» **Data block**:
+ + + + +

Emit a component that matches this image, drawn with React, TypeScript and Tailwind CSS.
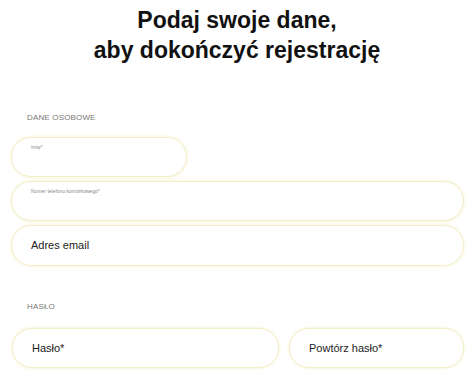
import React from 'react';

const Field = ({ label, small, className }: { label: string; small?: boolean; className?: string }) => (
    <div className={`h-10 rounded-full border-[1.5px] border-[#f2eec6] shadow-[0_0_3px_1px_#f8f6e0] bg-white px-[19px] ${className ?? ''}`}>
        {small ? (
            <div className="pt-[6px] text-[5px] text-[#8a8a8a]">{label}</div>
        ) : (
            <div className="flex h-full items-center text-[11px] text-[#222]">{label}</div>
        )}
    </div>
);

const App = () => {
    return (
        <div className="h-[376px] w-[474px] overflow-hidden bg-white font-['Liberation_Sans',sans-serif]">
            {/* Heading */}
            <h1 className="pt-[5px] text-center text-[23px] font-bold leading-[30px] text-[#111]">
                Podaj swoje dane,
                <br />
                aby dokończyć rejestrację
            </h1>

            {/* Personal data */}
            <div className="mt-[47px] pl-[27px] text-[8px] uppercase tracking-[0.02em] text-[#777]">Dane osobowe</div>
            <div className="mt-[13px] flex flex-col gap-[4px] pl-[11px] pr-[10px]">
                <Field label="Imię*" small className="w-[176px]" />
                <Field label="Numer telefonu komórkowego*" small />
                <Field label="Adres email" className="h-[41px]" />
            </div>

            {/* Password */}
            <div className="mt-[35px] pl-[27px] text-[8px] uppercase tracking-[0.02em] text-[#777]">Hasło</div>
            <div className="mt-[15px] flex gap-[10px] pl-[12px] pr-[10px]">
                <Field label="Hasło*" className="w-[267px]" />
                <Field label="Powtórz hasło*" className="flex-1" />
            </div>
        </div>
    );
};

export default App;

+ + + + +

Leave out the pictures and give the listing above again exactly.

Emit a component that matches this image, drawn with React, TypeScript and Tailwind CSS.
import React from 'react';

const Field = ({ label, small, className }: { label: string; small?: boolean; className?: string }) => (
    <div className={`h-10 rounded-full border-[1.5px] border-[#f2eec6] shadow-[0_0_3px_1px_#f8f6e0] bg-white px-[19px] ${className ?? ''}`}>
        {small ? (
            <div className="pt-[6px] text-[5px] text-[#8a8a8a]">{label}</div>
        ) : (
            <div className="flex h-full items-center text-[11px] text-[#222]">{label}</div>
        )}
    </div>
);

const App = () => {
    return (
        <div className="h-[376px] w-[474px] overflow-hidden bg-white font-['Liberation_Sans',sans-serif]">
            {/* Heading */}
            <h1 className="pt-[5px] text-center text-[23px] font-bold leading-[30px] text-[#111]">
                Podaj swoje dane,
                <br />
                aby dokończyć rejestrację
            </h1>

            {/* Personal data */}
            <div className="mt-[47px] pl-[27px] text-[8px] uppercase tracking-[0.02em] text-[#777]">Dane osobowe</div>
            <div className="mt-[13px] flex flex-col gap-[4px] pl-[11px] pr-[10px]">
                <Field label="Imię*" small className="w-[176px]" />
                <Field label="Numer telefonu komórkowego*" small />
                <Field label="Adres email" className="h-[41px]" />
            </div>

            {/* Password */}
            <div className="mt-[35px] pl-[27px] text-[8px] uppercase tracking-[0.02em] text-[#777]">Hasło</div>
            <div className="mt-[15px] flex gap-[10px] pl-[12px] pr-[10px]">
                <Field label="Hasło*" className="w-[267px]" />
                <Field label="Powtórz hasło*" className="flex-1" />
            </div>
        </div>
    );
};

export default App;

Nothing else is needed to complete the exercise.